Изменить размер шрифта - +
Он увидел Рипли.

Сперва Клеменс подумал, что это само лицезрение женщины лишило его дара слова, превратив в живой столб. И только заметив, как оцепенение в глазах заключенного сменяется ужасом, только услышав его приглушенный возглас: "Господи, что она делает?!", Клеменс повернулся к столу. К сожалению, не только он не следил за действиями Рипли, но и она не следила за их разговором. Иначе даже одно уловленное слово - "чужой" - могло ей многое объяснить. Но все ее внимание уходило на другое.

Странными, непонятными движениями она прощупывала девочке грудную клетку: нажимала, постукивала в области ребер, над ключицами, в области диафрагмы.

Быстрым шагом врач подошел к ней. Она была так сосредоточена на своем занятии, что даже не повернулась на стук его обуви о плиты пола, отчетливо раздававшийся в тишине морга.

- Ну, все о'кей? - спросил Клеменс.

- Нет. - Рипли, не разгибаясь, смотрела на него снизу вверх. - Надо сделать вскрытие.

Клеменс не удивился. Он уже ждал подобного предложения.

- Зачем? - спокойно спросил он.

- Я хочу знать, что ее убило.

Врач бросил быстрый взгляд на труп. Что-то в нем было не так как положено. Нет, наоборот, все было именно как положено: у девочки оказались закрыты глаза. А он, по правде сказать, и не вспомнил, что следует опустить веки. Для этого понадобилось женское чутье...

- Я же сказал вам, что она утонула, - произнес Клеменс чуть более мягко, чем намеревался секунду назад.

В зрачках Рипли застыло непоколебимое упорство.

- Я должна увидеть ее внутренности.

- Зачем? - снова переспросил Клеменс. На сей раз он уже не был так спокоен.

- У меня есть причины для этого.

Некоторое время они молчали.

- Может быть, вы поделитесь ими со мной?

Рипли думала недолго. У нее было мало надежды обмануть врача, однако если рассказать ему правду, то он почти со стопроцентной вероятностью решит, что она сошла с ума. К тому же чем меньше людей будет знать правду, тем лучше.

- Возможно... есть вероятность инфекционного заболевания.

- Какого, если не секрет?

Вот она и попалась... Она знала о возможных заболеваниях столько, сколько полагалось лейтенанту космофлота. Этого знания не хватало, чтобы дать правдоподобное объяснение.

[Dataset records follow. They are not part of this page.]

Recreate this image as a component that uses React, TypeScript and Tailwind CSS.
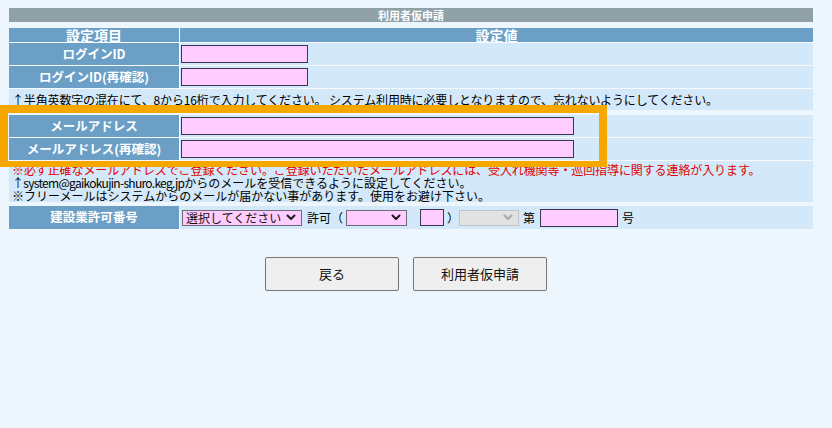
import React from "react";

const Chevron = ({ disabled = false }: { disabled?: boolean }) => (
  <svg width="10" height="7" viewBox="0 0 10 7" className="shrink-0">
    <path
      d="M1.5 1.5 L5 5 L8.5 1.5"
      fill="none"
      stroke={disabled ? "#a8a8a8" : "#1a1a1a"}
      strokeWidth="2"
      strokeLinecap="round"
      strokeLinejoin="round"
    />
  </svg>
);

function Select({ width, label, disabled }: { width: string; label?: string; disabled?: boolean }) {
  return (
    <div
      className={`${width} h-[16px] flex items-center justify-between pl-[3px] pr-[5px] border ${
        disabled ? "bg-[#e2e2e2] border-[#c4c4c4]" : "bg-[#ffccff] border-[#6f6a78]"
      }`}
    >
      <span className="text-[12px] leading-[14px] text-[#111] whitespace-nowrap">{label}</span>
      <Chevron disabled={disabled} />
    </div>
  );
}

function TextBox({ width }: { width: string }) {
  return <div className={`${width} h-[18px] bg-[#ffccff] border border-[#3a3450]`} />;
}

function Label({ children }: { children: React.ReactNode }) {
  return (
    <div className="bg-[#6b9fc6] flex items-center justify-center text-white font-bold text-[12.5px] leading-none whitespace-nowrap">
      {children}
    </div>
  );
}

export default function App() {
  return (
    <div className="relative min-h-screen w-[832px] bg-[#eef6fd] pt-[8px] font-['Noto_Sans_CJK_JP','Noto_Sans',sans-serif] text-black">
      <div className="ml-[9px] w-[804px]">
        {/* Title */}
        <div className="h-[14px] bg-[#8fa0a6] flex items-center justify-center text-white font-bold text-[11px] leading-none">
          利用者仮申請
        </div>

        {/* Login ID table */}
        <div className="mt-[6px] grid grid-cols-[170px_633px] gap-px bg-[#f6fafe]">
          <div className="h-[14px] bg-[#6b9fc6] overflow-hidden flex items-center justify-center text-white font-bold text-[14px] leading-[12px]">
            設定項目
          </div>
          <div className="h-[14px] bg-[#6b9fc6] overflow-hidden flex items-center justify-center text-white font-bold text-[14px] leading-[12px]">
            設定値
          </div>

          <Label>ログインID</Label>
          <div className="h-[22px] bg-[#d3e8f8] flex items-center pl-px">
            <TextBox width="w-[127px]" />
          </div>

          <Label>ログインID(再確認)</Label>
          <div className="h-[22px] bg-[#d3e8f8] flex items-center pl-px">
            <TextBox width="w-[127px]" />
          </div>

          <div className="col-span-2 h-[21px] bg-[#d3e8f8] flex items-center pl-[3px] text-[12px] leading-none tracking-[-0.15px] whitespace-nowrap">
            ↑半角英数字の混在にて、8から16桁で入力してください。 システム利用時に必要しとなりますので、忘れないようにしてください。
          </div>
        </div>

        {/* Mail address table */}
        <div className="mt-[5px] grid grid-cols-[170px_633px] gap-px bg-[#f6fafe]">
          <Label>メールアドレス</Label>
          <div className="h-[22px] bg-[#d3e8f8] flex items-center pl-px">
            <TextBox width="w-[393px]" />
          </div>

          <Label>メールアドレス(再確認)</Label>
          <div className="h-[22px] bg-[#d3e8f8] flex items-center pl-px">
            <TextBox width="w-[393px]" />
          </div>

          <div className="col-span-2 h-[41px] bg-[#d3e8f8] pl-[3px] pt-[2px] text-[12px] leading-[13px] whitespace-nowrap">
            <p className="text-[#e00000] tracking-[-0.1px]">
              ※必ず正確なメールアドレスでご登録ください。ご登録いただいたメールアドレスには、受入れ機関等・巡回指導に関する連絡が入ります。
            </p>
            <p>
              <span className="tracking-[-0.7px]">↑system@gaikokujin-shuro.keg.jp</span>
              からのメールを受信できるように設定してください。
            </p>
            <p>※フリーメールはシステムからのメールが届かない事があります。使用をお避け下さい。</p>
          </div>
        </div>

        {/* License number */}
        <div className="mt-[4px] grid grid-cols-[170px_633px] gap-px">
          <Label>建設業許可番号</Label>
          <div className="h-[23px] bg-[#d3e8f8] flex items-center pl-[2px] text-[12px] leading-none whitespace-nowrap">
            <Select width="w-[120px]" label="選択してください" />
            <span className="ml-[5px]">許可（</span>
            <Select width="w-[61px] ml-[3px]" />
            <div className="ml-[13px] w-[24px] h-[17px] bg-[#ffccff] border border-[#3a3450]" />
            <span className="ml-[3px] w-[12px]">）</span>
            <Select width="w-[60px]" disabled />
            <span className="ml-[4px]">第</span>
            <div className="ml-[5px]">
              <TextBox width="w-[78px]" />
            </div>
            <span className="ml-[4px]">号</span>
          </div>
        </div>

        {/* Buttons */}
        <div className="mt-[28px] flex justify-center gap-[14px] pr-[10px]">
          <button className="w-[134px] h-[34px] bg-[#efefef] border border-[#767676] rounded-[2px] text-[13px] text-[#111]">
            戻る
          </button>
          <button className="w-[134px] h-[34px] bg-[#efefef] border border-[#767676] rounded-[2px] text-[13px] text-[#111]">
            利用者仮申請
          </button>
        </div>
      </div>

      {/* Highlight frame */}
      <div className="absolute left-0 top-[105px] w-[607px] h-[62px] border-[8px] border-b-[6px] border-[#f6a800]" />
    </div>
  );
}
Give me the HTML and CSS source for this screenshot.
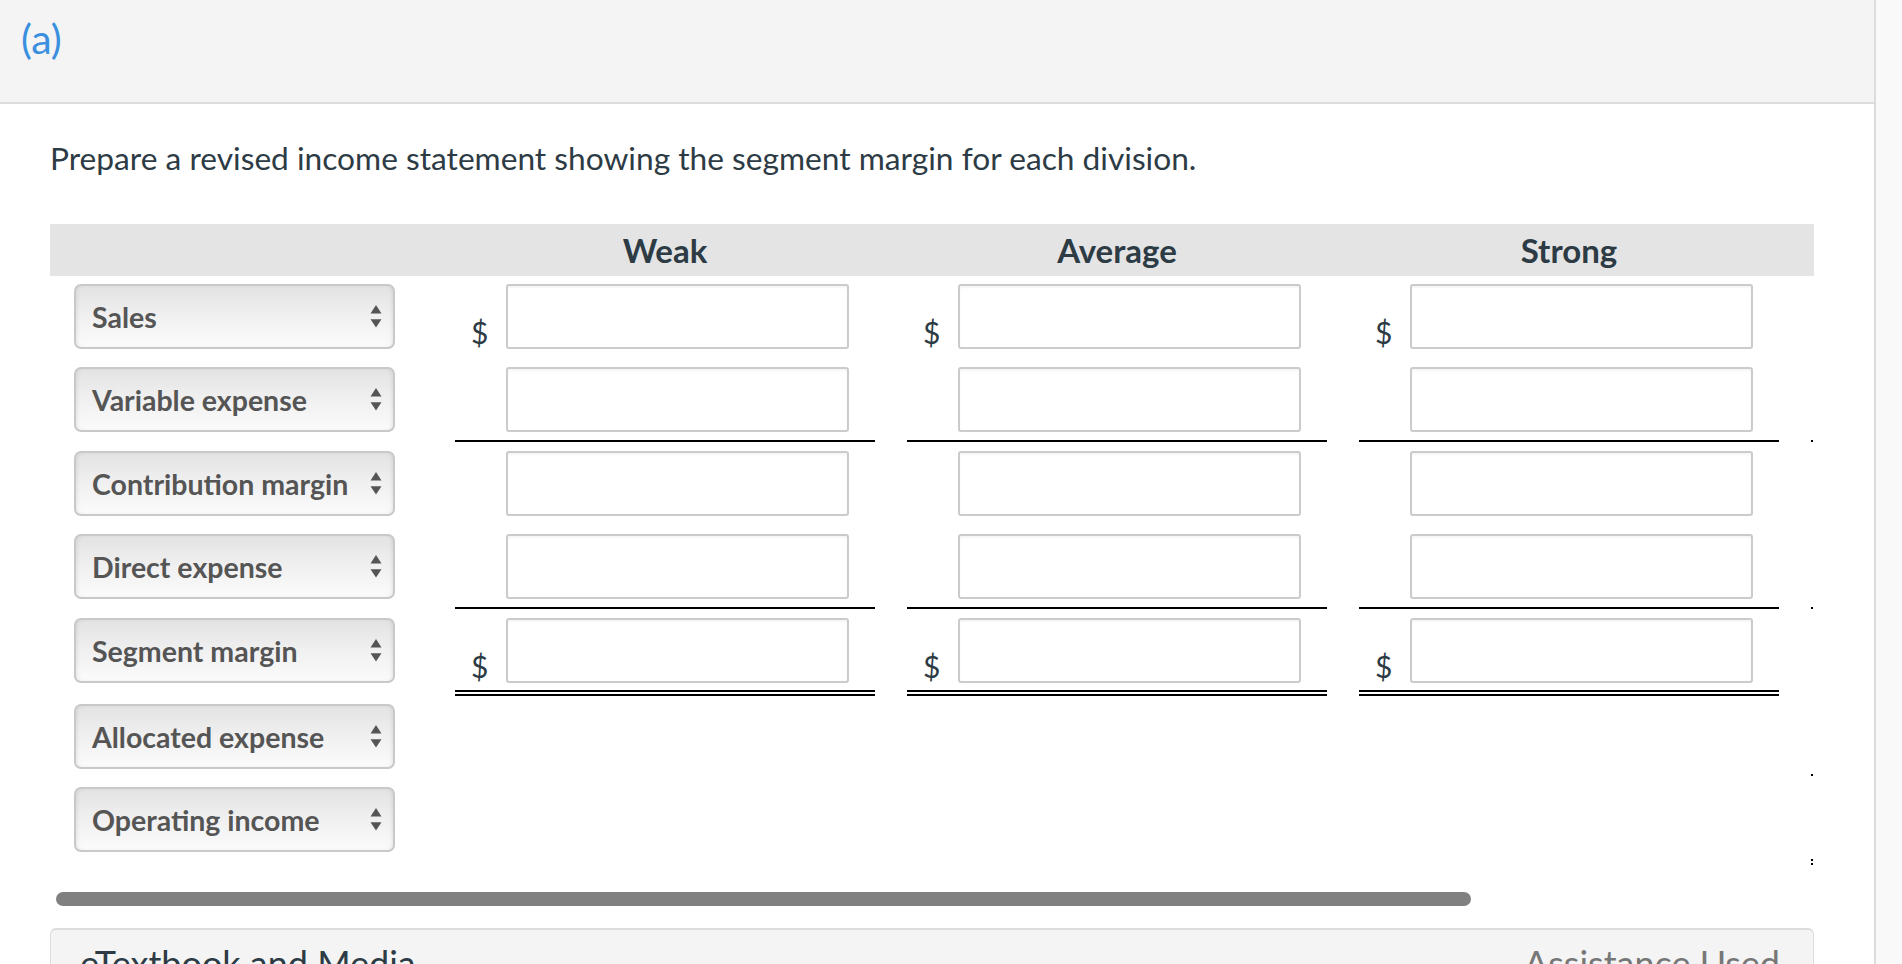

- Холера! - ответила Рипли наобум.

Очевидно, это был наихудший из возможных ответов. Врача даже передернуло:

- Что?! Двести лет уже не было отмечено ни единого случая холеры!

У Рипли уже не оставалось ни доводов, ни сил, чтобы спорить.

- Ну, пожалуйста... прошу вас, - прошептала она еле слышно.

И тут, совершенно неожиданно для нее, врач вдруг сдался. Он сам не мог бы сказать, что подействовало на него: убежденность Рипли или холодная логика. В самом деле, наблюдать вскрытие, особенно вскрытие близкого человека, - тяжело. Вдвойне это тяжело для женщины. И втройне - если эта женщина только что встала на ноги после серьезнейшей аварии.

Уж конечно, не для своего удовольствия берет она на себя эту тяжесть.

Клеменс наскоро ополоснул хирургические инструменты, перебрал их, словно любуясь их хищной четкостью. И внезапно одним точным профессиональным движением вспорол детское тело от грудины до лобковой кости. Потом незаметно покосился на Рипли.

Нет, она не упала в обморок - лишь содрогнулась на миг. И врач почувствовал, как с каждой секундой в нем крепнет уважение к этой странной женщине. Но профессиональное чувство взяло верх.

- Вот... - Клеменс пошевелил внутренности скальпелем. - Все в порядке. Ни малейших следов инфекции вообще. И холеры в частности.

- Грудь... - это слово Рипли тоже произнесла еле слышно.

- Что?!

- Вскройте ей грудную клетку.

Врач пожевал губами. Кажется, от его доверчивости требовали слишком многого.

- Послушайте, если вы хоть самую малость знаете о холере, то вам должно быть известно, что в грудной полости ей делать нечего.